One of the major challenges of a cashless economy is the issue of consumers’ data privacy in the hands of payment service providers and the lack of knowledge among consumers regarding the ways their sensitive personal data (comprising demographic details, spending habits, political-religious-caste affiliations, etc.) could be exploited by different politico-economic forces at play.

Such instances could create a trust deficit between the providers and consumers, hampering inclusive growth as the technology assimilates in our lives. Stricter laws are required to ensure the liability of digital payment service providers in the cases of cyber frauds.

Data Privacy: Implement data protection and privacy laws to create a balance between user safety online and industry growth. Establish a strong baseline protection requirements and regulate global cross-border data flow through established principles and multilateral cooperation. India should soon finalise the Personal Data Protection Bill after the Supreme Court mandate that the right to privacy is a fundamental right.

Formulate best data protection best practices and make it mandatory for all stakeholders in the industry. Some of the best practices include consumer’s right to forget on the internet, deletion of personal data beyond a certain period, hosting of the sensitive data on the servers within the country of the consumer.

Cyber Threats and Regulations: Develop a long-term cybersecurity strategy, considering the dynamic nature of the industry.
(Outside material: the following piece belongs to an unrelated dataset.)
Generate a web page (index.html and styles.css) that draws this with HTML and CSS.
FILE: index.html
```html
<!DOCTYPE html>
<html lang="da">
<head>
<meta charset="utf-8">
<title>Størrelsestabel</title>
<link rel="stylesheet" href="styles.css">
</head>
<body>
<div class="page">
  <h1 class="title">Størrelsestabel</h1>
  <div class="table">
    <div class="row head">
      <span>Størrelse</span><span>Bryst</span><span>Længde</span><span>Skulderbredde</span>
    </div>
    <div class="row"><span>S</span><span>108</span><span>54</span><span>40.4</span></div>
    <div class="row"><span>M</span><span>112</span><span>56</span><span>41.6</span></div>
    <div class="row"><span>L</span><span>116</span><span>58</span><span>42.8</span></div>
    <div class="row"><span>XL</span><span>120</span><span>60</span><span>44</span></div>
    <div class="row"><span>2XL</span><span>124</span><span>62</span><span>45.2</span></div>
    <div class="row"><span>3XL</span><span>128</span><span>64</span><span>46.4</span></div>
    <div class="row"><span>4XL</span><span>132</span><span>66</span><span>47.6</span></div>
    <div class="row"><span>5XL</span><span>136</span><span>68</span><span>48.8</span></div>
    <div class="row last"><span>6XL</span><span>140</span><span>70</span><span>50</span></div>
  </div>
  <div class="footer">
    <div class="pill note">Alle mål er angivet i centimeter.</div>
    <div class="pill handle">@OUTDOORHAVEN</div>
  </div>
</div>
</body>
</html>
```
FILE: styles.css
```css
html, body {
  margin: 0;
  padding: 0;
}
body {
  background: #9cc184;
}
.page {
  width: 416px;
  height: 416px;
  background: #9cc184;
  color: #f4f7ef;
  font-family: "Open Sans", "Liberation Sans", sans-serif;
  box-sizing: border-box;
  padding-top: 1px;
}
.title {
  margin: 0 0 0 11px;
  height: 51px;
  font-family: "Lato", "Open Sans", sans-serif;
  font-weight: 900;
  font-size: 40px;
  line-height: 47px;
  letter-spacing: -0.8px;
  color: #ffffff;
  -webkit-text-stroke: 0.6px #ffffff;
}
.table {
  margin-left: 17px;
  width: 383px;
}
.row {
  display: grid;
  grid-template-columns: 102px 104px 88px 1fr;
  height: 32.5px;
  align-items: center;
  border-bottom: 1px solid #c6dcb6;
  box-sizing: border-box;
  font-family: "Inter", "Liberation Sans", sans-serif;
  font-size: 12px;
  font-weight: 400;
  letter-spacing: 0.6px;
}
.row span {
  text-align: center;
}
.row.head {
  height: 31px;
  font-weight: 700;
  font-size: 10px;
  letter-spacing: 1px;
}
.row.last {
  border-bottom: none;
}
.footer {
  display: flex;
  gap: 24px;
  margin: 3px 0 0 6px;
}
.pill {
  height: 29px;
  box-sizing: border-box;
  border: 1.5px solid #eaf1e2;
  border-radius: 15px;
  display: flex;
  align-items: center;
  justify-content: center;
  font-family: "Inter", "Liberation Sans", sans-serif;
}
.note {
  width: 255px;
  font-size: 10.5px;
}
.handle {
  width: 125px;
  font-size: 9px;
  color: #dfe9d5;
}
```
Establish standards and comprehensive guidelines for cybersecurity, fraud and technology risk management for the digital payment industry. Update them regularly to reflect the changing landscape due to advancements like IoT, Artificial Intelligence, Machine Learning and Blockchain.
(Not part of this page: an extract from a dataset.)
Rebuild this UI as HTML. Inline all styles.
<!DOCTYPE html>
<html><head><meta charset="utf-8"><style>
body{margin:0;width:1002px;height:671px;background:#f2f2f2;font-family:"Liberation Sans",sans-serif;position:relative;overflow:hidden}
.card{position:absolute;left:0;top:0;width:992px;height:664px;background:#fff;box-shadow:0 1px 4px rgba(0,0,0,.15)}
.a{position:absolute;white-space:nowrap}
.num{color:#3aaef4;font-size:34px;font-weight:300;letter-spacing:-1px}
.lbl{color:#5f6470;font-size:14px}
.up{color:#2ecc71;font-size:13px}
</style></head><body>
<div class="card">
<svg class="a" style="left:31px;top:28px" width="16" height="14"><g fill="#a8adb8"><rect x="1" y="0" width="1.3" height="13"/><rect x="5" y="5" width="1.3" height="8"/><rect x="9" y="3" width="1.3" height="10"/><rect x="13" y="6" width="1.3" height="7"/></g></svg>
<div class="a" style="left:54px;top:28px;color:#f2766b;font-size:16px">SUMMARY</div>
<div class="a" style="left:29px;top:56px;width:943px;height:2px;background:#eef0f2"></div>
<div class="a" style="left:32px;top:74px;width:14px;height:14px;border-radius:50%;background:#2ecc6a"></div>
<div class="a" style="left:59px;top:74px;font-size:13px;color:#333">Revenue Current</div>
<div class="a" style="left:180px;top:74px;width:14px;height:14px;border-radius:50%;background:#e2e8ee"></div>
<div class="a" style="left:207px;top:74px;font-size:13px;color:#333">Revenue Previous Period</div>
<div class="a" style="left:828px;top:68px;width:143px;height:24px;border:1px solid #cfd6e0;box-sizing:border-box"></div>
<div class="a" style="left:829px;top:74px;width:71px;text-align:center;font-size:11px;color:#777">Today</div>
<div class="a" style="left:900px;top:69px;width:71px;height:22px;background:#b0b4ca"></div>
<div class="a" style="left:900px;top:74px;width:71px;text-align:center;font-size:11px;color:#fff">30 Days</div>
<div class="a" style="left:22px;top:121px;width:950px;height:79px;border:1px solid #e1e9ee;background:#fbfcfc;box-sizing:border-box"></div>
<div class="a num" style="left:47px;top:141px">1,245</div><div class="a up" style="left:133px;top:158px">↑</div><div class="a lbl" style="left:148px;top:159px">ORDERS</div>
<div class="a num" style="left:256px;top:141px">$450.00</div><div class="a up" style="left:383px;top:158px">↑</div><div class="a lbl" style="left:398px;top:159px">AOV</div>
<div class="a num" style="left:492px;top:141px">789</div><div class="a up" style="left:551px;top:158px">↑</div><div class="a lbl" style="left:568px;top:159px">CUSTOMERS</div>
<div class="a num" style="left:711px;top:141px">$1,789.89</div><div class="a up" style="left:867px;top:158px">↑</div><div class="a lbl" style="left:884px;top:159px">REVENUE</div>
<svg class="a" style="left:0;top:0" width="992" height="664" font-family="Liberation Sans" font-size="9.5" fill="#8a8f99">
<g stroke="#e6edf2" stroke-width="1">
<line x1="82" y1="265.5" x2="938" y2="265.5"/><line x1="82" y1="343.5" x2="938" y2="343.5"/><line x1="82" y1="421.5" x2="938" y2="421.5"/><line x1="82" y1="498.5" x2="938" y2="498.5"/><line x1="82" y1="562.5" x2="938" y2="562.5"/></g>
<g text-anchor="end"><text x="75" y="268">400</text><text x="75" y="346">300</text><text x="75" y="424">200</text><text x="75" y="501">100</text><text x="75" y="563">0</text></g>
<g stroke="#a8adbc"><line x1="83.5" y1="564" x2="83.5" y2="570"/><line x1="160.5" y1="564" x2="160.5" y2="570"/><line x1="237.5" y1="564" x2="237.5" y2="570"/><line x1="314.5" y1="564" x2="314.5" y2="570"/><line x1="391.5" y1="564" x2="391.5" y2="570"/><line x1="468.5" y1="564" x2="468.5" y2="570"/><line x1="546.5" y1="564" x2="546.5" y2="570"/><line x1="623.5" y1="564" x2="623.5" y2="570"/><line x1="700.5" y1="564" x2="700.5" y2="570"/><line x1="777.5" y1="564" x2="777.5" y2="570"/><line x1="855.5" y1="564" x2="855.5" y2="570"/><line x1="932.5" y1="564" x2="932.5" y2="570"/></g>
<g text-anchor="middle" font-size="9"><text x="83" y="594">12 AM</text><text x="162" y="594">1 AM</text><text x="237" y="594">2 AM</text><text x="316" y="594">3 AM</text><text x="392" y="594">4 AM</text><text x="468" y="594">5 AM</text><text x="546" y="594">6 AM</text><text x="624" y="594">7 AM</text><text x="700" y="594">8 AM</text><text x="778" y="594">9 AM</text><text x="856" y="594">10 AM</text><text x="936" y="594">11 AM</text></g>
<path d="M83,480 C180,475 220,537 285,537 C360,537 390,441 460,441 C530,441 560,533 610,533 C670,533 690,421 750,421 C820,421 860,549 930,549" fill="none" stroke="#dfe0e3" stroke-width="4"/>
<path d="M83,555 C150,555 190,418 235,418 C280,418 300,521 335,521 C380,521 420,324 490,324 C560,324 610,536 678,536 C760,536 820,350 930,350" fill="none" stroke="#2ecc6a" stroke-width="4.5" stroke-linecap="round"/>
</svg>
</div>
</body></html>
Establish a committee comprising experts from the industry to guide the digital payment sector on cybersecurity.

Align with the globally accepted cybersecurity frameworks to ensure that India’s digital payment industry is benchmarked with the global best.

Carry out transparent and independent investigations of cyber/financial crimes

Establish a regulatory framework, allowing the market entry of new next-generation technologies in a graded manner.

There must be strict laws in place for companies to run these digital mobile wallets and banks as they are more susceptible to hacking and as these companies do not have a physical presence.

For even smaller needs like a coffee or a quick snack if cashless-ness is enforced, then the majority of the people on this planet will be left out of the loop for sure at this point. There must be a balance in the use of cash and digital payments for the time being and it can be slowly assimilated into our lives.

The rise of e-commerce requires efficient electronic payments infrastructure. However, after thousands of years of fiat currencies, policymakers and corporate leaders should not underestimate the challenges. The solution should be a holistic approach, comprising the right infrastructure, legal frameworks, technologies and a willingness to partner and collaborate.

The task is complex and must be taken in a phased manner holistically so that there are only benefits and no one loses due to this change. The prize of completing this task is faster growth and an economy which thrives with lower corruption and reduced chances for black money.